- _STATED GOAL_
Type out the material below exactly.

- _STORED DATA_
+-------+
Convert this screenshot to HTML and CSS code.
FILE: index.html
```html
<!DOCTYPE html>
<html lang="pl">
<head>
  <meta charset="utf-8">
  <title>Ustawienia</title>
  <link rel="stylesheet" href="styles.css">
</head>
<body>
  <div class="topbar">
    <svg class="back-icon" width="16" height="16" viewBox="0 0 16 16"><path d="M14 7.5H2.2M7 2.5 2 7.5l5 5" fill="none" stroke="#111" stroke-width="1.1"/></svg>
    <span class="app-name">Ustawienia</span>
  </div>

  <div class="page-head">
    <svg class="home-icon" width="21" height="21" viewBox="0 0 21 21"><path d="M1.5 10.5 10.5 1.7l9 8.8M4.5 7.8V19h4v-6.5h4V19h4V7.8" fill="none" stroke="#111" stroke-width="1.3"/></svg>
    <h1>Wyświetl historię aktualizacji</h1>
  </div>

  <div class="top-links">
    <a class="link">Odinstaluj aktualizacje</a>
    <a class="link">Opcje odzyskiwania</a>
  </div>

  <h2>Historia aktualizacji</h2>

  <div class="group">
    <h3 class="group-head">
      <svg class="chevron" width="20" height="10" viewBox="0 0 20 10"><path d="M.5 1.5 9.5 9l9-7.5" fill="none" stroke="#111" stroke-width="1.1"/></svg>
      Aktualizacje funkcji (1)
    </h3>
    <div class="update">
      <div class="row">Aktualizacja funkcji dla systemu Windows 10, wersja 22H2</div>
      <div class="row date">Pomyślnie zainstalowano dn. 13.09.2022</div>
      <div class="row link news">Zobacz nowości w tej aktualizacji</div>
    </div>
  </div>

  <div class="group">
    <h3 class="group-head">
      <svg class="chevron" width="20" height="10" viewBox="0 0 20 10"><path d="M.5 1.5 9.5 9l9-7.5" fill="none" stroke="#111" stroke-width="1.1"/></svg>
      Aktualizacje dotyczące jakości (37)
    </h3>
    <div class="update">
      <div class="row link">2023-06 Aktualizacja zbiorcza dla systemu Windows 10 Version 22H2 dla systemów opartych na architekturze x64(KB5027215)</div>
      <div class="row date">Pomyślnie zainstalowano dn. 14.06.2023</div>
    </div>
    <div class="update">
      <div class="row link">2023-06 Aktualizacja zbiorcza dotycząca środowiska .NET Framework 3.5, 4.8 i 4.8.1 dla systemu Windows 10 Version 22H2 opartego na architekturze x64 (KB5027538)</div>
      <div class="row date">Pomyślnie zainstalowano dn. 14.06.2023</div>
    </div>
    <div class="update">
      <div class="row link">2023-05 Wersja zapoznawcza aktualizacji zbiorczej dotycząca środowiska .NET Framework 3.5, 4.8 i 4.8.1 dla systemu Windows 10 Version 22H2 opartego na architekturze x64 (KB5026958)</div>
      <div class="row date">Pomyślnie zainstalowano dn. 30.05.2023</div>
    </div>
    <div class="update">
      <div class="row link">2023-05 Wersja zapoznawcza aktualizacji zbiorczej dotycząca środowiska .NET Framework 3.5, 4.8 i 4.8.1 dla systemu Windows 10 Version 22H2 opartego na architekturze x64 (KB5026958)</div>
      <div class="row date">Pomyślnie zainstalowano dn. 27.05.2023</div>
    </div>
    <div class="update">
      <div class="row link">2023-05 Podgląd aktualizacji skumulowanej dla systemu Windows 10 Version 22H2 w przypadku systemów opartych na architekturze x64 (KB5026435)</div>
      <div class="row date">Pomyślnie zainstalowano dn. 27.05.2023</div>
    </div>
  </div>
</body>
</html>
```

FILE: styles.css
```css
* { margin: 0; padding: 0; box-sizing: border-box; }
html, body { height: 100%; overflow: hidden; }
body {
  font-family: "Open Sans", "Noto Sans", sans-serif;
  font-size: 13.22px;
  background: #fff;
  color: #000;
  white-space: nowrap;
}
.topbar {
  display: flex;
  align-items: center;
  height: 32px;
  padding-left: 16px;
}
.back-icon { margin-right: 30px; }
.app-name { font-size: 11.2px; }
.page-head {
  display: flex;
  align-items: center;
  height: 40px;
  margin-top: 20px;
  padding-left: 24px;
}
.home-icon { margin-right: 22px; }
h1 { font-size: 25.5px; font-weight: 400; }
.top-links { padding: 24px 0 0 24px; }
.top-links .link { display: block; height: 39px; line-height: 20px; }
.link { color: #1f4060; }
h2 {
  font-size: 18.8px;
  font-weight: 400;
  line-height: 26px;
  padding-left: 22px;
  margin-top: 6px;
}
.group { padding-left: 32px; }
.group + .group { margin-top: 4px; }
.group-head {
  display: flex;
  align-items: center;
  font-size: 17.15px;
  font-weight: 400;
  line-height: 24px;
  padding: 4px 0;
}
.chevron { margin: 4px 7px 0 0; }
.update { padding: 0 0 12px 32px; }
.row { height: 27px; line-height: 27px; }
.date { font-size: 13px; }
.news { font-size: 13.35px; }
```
+-------+
- _SOLVED EXERCISE_
Convert this screenshot to HTML and CSS code.
FILE: index.html
```html
<!DOCTYPE html>
<html lang="pl">
<head>
  <meta charset="utf-8">
  <title>Ustawienia</title>
  <link rel="stylesheet" href="styles.css">
</head>
<body>
  <div class="topbar">
    <svg class="back-icon" width="16" height="16" viewBox="0 0 16 16"><path d="M14 7.5H2.2M7 2.5 2 7.5l5 5" fill="none" stroke="#111" stroke-width="1.1"/></svg>
    <span class="app-name">Ustawienia</span>
  </div>

  <div class="page-head">
    <svg class="home-icon" width="21" height="21" viewBox="0 0 21 21"><path d="M1.5 10.5 10.5 1.7l9 8.8M4.5 7.8V19h4v-6.5h4V19h4V7.8" fill="none" stroke="#111" stroke-width="1.3"/></svg>
    <h1>Wyświetl historię aktualizacji</h1>
  </div>

  <div class="top-links">
    <a class="link">Odinstaluj aktualizacje</a>
    <a class="link">Opcje odzyskiwania</a>
  </div>

  <h2>Historia aktualizacji</h2>

  <div class="group">
    <h3 class="group-head">
      <svg class="chevron" width="20" height="10" viewBox="0 0 20 10"><path d="M.5 1.5 9.5 9l9-7.5" fill="none" stroke="#111" stroke-width="1.1"/></svg>
      Aktualizacje funkcji (1)
    </h3>
    <div class="update">
      <div class="row">Aktualizacja funkcji dla systemu Windows 10, wersja 22H2</div>
      <div class="row date">Pomyślnie zainstalowano dn. 13.09.2022</div>
      <div class="row link news">Zobacz nowości w tej aktualizacji</div>
    </div>
  </div>

  <div class="group">
    <h3 class="group-head">
      <svg class="chevron" width="20" height="10" viewBox="0 0 20 10"><path d="M.5 1.5 9.5 9l9-7.5" fill="none" stroke="#111" stroke-width="1.1"/></svg>
      Aktualizacje dotyczące jakości (37)
    </h3>
    <div class="update">
      <div class="row link">2023-06 Aktualizacja zbiorcza dla systemu Windows 10 Version 22H2 dla systemów opartych na architekturze x64(KB5027215)</div>
      <div class="row date">Pomyślnie zainstalowano dn. 14.06.2023</div>
    </div>
    <div class="update">
      <div class="row link">2023-06 Aktualizacja zbiorcza dotycząca środowiska .NET Framework 3.5, 4.8 i 4.8.1 dla systemu Windows 10 Version 22H2 opartego na architekturze x64 (KB5027538)</div>
      <div class="row date">Pomyślnie zainstalowano dn. 14.06.2023</div>
    </div>
    <div class="update">
      <div class="row link">2023-05 Wersja zapoznawcza aktualizacji zbiorczej dotycząca środowiska .NET Framework 3.5, 4.8 i 4.8.1 dla systemu Windows 10 Version 22H2 opartego na architekturze x64 (KB5026958)</div>
      <div class="row date">Pomyślnie zainstalowano dn. 30.05.2023</div>
    </div>
    <div class="update">
      <div class="row link">2023-05 Wersja zapoznawcza aktualizacji zbiorczej dotycząca środowiska .NET Framework 3.5, 4.8 i 4.8.1 dla systemu Windows 10 Version 22H2 opartego na architekturze x64 (KB5026958)</div>
      <div class="row date">Pomyślnie zainstalowano dn. 27.05.2023</div>
    </div>
    <div class="update">
      <div class="row link">2023-05 Podgląd aktualizacji skumulowanej dla systemu Windows 10 Version 22H2 w przypadku systemów opartych na architekturze x64 (KB5026435)</div>
      <div class="row date">Pomyślnie zainstalowano dn. 27.05.2023</div>
    </div>
  </div>
</body>
</html>
```

FILE: styles.css
```css
* { margin: 0; padding: 0; box-sizing: border-box; }
html, body { height: 100%; overflow: hidden; }
body {
  font-family: "Open Sans", "Noto Sans", sans-serif;
  font-size: 13.22px;
  background: #fff;
  color: #000;
  white-space: nowrap;
}
.topbar {
  display: flex;
  align-items: center;
  height: 32px;
  padding-left: 16px;
}
.back-icon { margin-right: 30px; }
.app-name { font-size: 11.2px; }
.page-head {
  display: flex;
  align-items: center;
  height: 40px;
  margin-top: 20px;
  padding-left: 24px;
}
.home-icon { margin-right: 22px; }
h1 { font-size: 25.5px; font-weight: 400; }
.top-links { padding: 24px 0 0 24px; }
.top-links .link { display: block; height: 39px; line-height: 20px; }
.link { color: #1f4060; }
h2 {
  font-size: 18.8px;
  font-weight: 400;
  line-height: 26px;
  padding-left: 22px;
  margin-top: 6px;
}
.group { padding-left: 32px; }
.group + .group { margin-top: 4px; }
.group-head {
  display: flex;
  align-items: center;
  font-size: 17.15px;
  font-weight: 400;
  line-height: 24px;
  padding: 4px 0;
}
.chevron { margin: 4px 7px 0 0; }
.update { padding: 0 0 12px 32px; }
.row { height: 27px; line-height: 27px; }
.date { font-size: 13px; }
.news { font-size: 13.35px; }
```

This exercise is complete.